▶ [Problem requirements]
Count the lines below that contain the word "React", and reply with that number alone.

-- Begin Given data --

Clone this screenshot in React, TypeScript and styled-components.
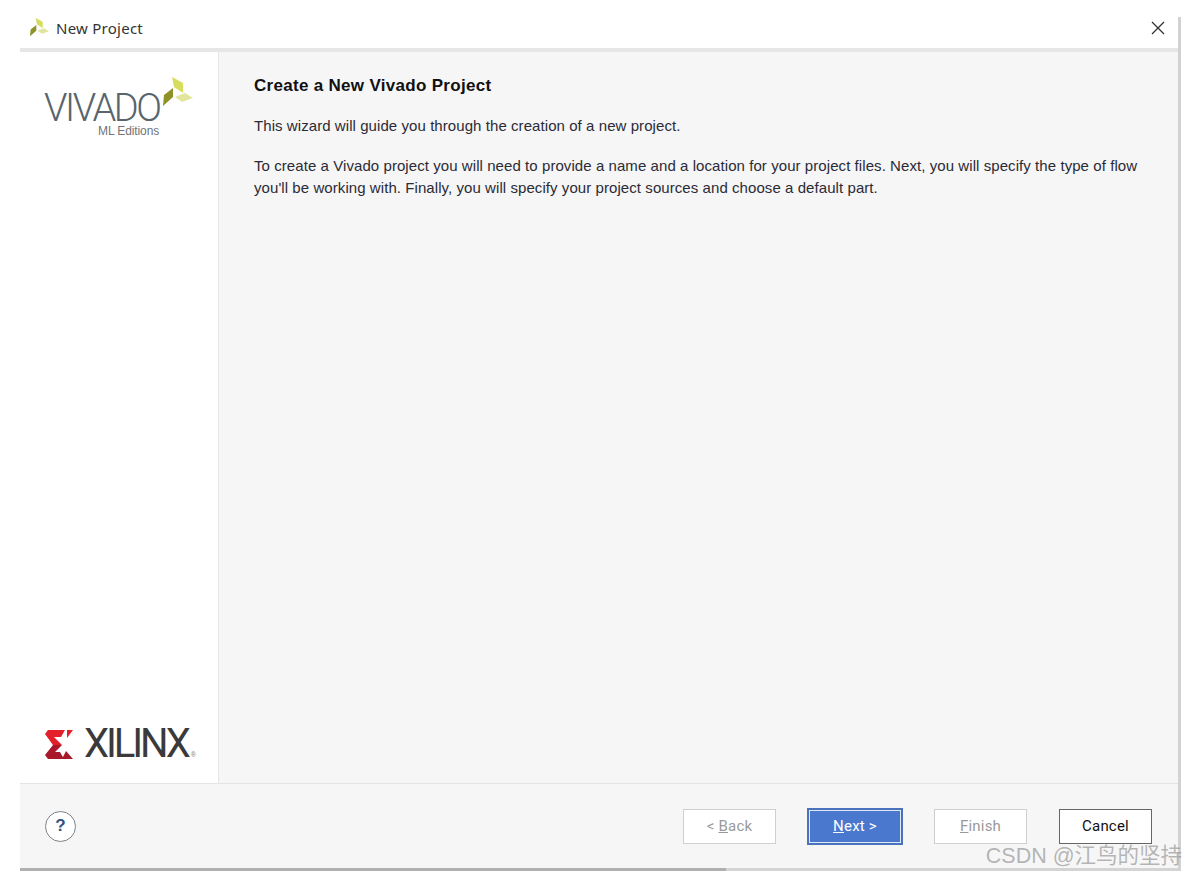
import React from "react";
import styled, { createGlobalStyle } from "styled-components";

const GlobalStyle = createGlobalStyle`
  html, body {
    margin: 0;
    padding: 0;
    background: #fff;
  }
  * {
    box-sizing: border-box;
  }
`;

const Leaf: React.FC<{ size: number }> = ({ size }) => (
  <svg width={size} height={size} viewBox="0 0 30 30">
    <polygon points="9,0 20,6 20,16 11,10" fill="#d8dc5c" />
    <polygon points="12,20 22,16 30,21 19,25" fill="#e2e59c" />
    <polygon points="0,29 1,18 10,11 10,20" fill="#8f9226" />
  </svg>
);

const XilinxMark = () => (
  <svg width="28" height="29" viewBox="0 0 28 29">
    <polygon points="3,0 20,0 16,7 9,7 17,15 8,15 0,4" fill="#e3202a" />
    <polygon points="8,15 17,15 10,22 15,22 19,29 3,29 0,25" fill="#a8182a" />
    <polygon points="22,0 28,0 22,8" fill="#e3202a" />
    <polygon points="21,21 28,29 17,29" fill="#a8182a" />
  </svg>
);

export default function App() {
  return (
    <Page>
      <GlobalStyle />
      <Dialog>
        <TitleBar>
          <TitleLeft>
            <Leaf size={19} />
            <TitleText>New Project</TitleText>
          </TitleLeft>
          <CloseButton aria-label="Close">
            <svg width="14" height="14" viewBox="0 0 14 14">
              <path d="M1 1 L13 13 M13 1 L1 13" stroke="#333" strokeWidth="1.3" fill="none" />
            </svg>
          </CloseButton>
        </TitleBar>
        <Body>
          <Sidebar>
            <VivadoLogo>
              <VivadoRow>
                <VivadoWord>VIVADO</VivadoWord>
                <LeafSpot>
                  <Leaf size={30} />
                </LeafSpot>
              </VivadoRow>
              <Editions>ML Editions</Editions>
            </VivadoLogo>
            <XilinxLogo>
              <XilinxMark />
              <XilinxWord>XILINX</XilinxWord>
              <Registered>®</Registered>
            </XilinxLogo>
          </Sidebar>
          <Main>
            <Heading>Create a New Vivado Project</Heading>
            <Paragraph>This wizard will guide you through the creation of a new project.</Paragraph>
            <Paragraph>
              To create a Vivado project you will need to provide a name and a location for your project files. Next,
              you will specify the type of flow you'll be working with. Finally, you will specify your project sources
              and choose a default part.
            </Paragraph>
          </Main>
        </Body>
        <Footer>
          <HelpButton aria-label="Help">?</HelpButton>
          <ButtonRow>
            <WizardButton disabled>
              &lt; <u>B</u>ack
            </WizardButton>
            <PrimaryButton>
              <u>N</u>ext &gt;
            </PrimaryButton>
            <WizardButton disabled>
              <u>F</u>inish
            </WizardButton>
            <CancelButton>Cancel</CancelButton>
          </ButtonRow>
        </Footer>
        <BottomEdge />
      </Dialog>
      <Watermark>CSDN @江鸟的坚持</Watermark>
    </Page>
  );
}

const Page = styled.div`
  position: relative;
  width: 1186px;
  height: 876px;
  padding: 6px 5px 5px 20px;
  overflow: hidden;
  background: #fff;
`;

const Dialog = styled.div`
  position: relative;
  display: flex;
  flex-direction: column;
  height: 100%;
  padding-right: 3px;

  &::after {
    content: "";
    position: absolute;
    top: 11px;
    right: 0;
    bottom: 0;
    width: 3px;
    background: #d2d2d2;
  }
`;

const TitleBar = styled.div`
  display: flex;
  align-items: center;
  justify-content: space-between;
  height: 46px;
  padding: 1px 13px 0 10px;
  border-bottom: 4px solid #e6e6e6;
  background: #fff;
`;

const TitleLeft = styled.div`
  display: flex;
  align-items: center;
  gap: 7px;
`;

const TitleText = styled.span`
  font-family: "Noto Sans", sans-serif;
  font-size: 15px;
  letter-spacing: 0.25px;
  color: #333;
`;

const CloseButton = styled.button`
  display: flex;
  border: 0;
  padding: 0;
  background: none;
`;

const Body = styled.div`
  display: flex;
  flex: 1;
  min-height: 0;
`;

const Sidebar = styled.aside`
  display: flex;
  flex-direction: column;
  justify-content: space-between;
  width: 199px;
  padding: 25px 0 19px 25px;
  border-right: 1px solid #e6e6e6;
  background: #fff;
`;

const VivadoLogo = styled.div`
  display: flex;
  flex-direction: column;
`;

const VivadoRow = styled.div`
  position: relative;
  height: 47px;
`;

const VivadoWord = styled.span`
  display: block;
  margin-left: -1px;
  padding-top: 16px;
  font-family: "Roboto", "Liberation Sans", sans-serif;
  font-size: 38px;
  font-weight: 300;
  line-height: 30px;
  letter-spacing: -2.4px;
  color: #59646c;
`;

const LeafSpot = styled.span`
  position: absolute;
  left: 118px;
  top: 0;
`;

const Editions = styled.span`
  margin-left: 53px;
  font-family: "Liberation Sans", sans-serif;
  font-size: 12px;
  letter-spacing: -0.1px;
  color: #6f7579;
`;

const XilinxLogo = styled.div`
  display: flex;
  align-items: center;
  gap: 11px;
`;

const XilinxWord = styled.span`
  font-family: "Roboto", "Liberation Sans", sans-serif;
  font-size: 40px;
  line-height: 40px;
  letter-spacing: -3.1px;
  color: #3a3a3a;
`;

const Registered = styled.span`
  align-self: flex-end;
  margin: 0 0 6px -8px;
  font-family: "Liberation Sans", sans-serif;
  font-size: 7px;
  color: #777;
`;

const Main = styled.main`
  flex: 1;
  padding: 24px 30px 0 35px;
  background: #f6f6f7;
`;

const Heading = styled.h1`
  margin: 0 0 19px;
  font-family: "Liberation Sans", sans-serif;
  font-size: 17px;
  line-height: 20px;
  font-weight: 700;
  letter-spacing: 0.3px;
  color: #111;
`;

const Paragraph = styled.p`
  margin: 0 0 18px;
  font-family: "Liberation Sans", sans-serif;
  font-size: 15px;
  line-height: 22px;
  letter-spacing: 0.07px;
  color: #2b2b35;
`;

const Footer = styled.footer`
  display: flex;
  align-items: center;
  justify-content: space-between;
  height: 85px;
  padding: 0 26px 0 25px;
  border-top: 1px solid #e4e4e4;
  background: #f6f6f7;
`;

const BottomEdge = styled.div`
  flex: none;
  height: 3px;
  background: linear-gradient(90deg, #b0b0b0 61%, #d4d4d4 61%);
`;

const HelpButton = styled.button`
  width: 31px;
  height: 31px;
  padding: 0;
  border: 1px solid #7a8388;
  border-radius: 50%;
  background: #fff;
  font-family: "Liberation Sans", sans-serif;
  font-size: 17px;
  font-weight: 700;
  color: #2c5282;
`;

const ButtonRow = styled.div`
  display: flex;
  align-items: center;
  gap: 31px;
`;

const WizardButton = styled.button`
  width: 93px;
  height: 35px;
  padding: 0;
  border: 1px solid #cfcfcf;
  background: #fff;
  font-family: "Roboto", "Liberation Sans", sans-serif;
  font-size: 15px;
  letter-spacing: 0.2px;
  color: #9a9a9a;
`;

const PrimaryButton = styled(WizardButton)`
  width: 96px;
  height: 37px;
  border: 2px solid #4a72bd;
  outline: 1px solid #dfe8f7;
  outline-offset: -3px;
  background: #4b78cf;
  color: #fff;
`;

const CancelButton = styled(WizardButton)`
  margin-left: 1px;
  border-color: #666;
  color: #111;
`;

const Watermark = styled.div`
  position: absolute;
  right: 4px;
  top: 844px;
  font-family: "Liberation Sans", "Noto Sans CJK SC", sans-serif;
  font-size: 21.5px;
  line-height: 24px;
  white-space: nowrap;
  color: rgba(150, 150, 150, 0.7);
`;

-- End Given data --

▶ [Output below]
3